China stays on the safe side of the sanctions against Russia, offering supporting words but no weapons. When the two leaders met again last month, Putin acknowledged Xi’s ‘questions and concerns’. Whatever the cracks in the marriage of convenience, Xi is bound to his fellow autocrat in a dangerous world.

Beijing’s judgement of the military balance suddenly involves a huge Russia discount. On the other side of the calculation sits the new 50-nation Ukraine Defense Contact Group, offering what the US describes as momentum and resolve.

China’s military budget has grown for 27 consecutive years and it’s comfortably settled as the world’s second largest, while still well short of half what the US spends. Broaden beyond the bilateral comparison, though, and the power computation becomes problematic.

China’s growing assertiveness is a major driver of military spending by countries such as Australia and Japan (the 7.3% jump in Japan’s defence budget last year was the biggest annual increase in 50 years).

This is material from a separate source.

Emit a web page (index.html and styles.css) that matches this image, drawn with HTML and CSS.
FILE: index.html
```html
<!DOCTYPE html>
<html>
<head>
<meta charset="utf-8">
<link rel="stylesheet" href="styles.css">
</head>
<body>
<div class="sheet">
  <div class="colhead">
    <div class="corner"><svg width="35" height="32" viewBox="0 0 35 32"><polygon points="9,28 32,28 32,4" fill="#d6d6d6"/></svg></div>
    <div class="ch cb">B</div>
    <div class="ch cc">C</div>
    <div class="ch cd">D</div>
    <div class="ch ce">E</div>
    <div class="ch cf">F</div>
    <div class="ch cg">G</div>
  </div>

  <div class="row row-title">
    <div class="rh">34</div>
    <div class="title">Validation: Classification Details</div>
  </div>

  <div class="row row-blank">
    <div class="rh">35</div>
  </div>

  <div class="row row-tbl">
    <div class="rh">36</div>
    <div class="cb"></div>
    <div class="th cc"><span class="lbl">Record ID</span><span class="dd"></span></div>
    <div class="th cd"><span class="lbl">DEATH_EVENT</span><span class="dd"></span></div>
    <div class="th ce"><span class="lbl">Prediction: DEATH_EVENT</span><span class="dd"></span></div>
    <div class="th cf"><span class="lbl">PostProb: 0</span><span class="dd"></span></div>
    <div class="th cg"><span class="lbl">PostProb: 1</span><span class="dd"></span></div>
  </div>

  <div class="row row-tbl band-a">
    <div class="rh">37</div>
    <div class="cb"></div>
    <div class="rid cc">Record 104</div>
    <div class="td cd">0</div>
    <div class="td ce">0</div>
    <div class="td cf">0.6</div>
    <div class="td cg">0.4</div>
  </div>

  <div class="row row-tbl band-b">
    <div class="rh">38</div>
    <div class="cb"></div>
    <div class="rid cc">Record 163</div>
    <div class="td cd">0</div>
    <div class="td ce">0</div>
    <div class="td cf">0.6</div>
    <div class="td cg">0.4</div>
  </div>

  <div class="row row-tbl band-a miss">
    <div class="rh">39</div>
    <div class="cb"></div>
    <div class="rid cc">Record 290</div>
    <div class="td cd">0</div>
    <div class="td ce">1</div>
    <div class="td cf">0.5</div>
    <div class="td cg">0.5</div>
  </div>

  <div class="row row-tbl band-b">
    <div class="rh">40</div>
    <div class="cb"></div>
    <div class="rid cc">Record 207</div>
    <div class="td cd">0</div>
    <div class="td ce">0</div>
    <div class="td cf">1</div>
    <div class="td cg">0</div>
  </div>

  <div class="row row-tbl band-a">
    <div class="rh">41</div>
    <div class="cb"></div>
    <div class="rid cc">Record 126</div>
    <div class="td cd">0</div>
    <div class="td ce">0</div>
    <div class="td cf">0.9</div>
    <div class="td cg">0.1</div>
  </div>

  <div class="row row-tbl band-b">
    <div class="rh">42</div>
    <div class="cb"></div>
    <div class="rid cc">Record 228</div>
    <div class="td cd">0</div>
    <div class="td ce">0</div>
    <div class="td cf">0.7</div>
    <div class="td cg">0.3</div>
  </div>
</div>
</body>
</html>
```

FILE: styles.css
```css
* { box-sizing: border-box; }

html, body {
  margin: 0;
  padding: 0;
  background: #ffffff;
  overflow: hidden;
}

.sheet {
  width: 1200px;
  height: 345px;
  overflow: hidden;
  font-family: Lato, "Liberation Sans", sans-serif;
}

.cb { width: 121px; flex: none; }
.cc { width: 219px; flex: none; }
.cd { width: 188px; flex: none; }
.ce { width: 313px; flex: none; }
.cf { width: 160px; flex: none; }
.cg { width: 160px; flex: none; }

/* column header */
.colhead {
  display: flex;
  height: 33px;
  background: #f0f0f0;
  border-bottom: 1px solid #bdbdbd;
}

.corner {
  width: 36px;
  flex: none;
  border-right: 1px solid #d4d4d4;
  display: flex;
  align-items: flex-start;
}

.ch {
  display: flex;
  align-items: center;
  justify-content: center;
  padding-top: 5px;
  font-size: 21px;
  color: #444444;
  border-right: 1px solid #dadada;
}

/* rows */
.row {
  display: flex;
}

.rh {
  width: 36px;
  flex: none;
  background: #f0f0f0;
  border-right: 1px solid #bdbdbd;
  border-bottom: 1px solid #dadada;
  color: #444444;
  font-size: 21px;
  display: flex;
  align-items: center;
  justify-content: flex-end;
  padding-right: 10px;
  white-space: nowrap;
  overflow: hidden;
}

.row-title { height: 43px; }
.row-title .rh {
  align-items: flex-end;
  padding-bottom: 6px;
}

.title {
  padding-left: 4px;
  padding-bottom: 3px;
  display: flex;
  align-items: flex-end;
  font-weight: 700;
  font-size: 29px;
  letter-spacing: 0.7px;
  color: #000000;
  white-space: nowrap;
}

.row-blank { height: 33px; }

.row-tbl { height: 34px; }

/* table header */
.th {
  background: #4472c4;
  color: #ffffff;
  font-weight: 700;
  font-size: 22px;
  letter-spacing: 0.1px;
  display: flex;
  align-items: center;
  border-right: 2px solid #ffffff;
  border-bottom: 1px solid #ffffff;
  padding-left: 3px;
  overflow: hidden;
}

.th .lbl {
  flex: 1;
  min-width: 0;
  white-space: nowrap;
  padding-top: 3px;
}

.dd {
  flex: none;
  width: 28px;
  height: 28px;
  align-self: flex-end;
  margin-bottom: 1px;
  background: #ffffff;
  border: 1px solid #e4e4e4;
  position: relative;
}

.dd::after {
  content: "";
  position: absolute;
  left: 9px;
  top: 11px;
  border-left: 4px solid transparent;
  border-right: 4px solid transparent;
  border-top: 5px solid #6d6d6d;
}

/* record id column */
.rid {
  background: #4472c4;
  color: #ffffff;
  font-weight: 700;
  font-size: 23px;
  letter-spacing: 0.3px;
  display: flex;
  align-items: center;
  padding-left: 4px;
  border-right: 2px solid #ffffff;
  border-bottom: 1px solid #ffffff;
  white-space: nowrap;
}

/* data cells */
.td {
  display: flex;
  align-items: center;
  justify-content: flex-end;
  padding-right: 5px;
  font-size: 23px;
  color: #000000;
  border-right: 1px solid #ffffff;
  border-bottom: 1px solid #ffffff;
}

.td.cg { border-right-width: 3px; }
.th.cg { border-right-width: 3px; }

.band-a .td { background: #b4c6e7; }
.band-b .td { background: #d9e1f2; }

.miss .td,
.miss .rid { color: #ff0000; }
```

The total defence spending of the Quad (Australia, India, Japan and the US) is triple that of China. No question about the prime driver for the Quad getting back together in 2017: a disruptive Xi is the group’s godfather.

The self-obsession of the CCP means it pays close attention to parties and political players elsewhere. Beijing will have noted the alliance of parliamentarians from almost 30 countries drawing up a blueprint last month to help democracies resist Chinese intimidation. The Inter-Parliamentary Alliance on China aims to safeguard the international rules-based order, uphold human rights, promote trade fairness, strengthen security and protect national integrity.

From values to vital defence kit, there’s a lot of pushback happening.

No clear answer is possible in the debate about whether we’re approachingpeak China’. Indeed, a slowing or weakening China might be more dangerous than a nation confident that time is on its side.

The spectre haunting the CCP congress is that the international tide has turned, while the domestic waters are choppy.

The clear judgement is that the relative increase in China’s power is slowing.

The needle on the power meter is wavering, and it might just be waning.